→ **The task**: Each line of the listing must be transcribed exactly, except for the images, which should be excluded.

→ **Information supplied**:
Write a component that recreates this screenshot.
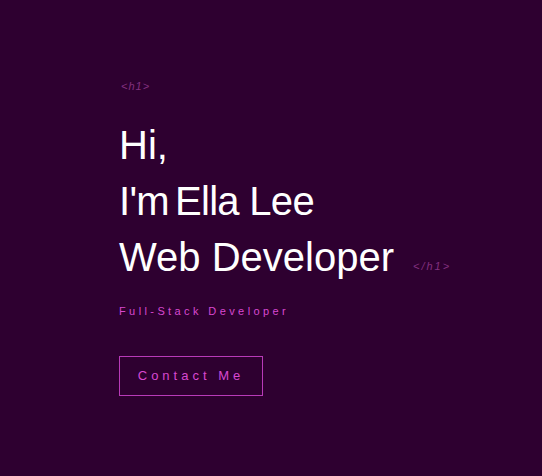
export default function App() {
  return (
    <div className="min-h-screen w-full bg-[#2e0030] font-['Liberation_Sans',Arial,sans-serif]">
      <div className="pl-[119px] pt-[79px]">
        <div className="text-[11px] italic tracking-[1px] text-[#83307f] leading-[14px] ml-[2px]">&lt;h1&gt;</div>
        <h1 className="mt-[24px] text-[40px] leading-[56px] text-white font-normal">
          <div>Hi,</div>
          <div className="tracking-[-0.7px]">
            <span className="mr-[6px]">I'm</span>Ella Lee
          </div>
          <div>
            Web Developer
            <span className="relative top-[-1px] ml-[19px] text-[11px] italic tracking-[2px] text-[#83307f]">&lt;/h1&gt;</span>
          </div>
        </h1>
        <p className="mt-[9px] text-[11px] tracking-[3.4px] text-[#d848d0] leading-[14px]">Full-Stack Developer</p>
        <button className="mt-[38px] w-[144px] h-[40px] border border-[#b83ab8] text-[13px] tracking-[4px] text-[#d848d0]">
          Contact Me
        </button>
      </div>
    </div>
  );
}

→ **Answer for this exercise**:
Write a component that recreates this screenshot.
export default function App() {
  return (
    <div className="min-h-screen w-full bg-[#2e0030] font-['Liberation_Sans',Arial,sans-serif]">
      <div className="pl-[119px] pt-[79px]">
        <div className="text-[11px] italic tracking-[1px] text-[#83307f] leading-[14px] ml-[2px]">&lt;h1&gt;</div>
        <h1 className="mt-[24px] text-[40px] leading-[56px] text-white font-normal">
          <div>Hi,</div>
          <div className="tracking-[-0.7px]">
            <span className="mr-[6px]">I'm</span>Ella Lee
          </div>
          <div>
            Web Developer
            <span className="relative top-[-1px] ml-[19px] text-[11px] italic tracking-[2px] text-[#83307f]">&lt;/h1&gt;</span>
          </div>
        </h1>
        <p className="mt-[9px] text-[11px] tracking-[3.4px] text-[#d848d0] leading-[14px]">Full-Stack Developer</p>
        <button className="mt-[38px] w-[144px] h-[40px] border border-[#b83ab8] text-[13px] tracking-[4px] text-[#d848d0]">
          Contact Me
        </button>
      </div>
    </div>
  );
}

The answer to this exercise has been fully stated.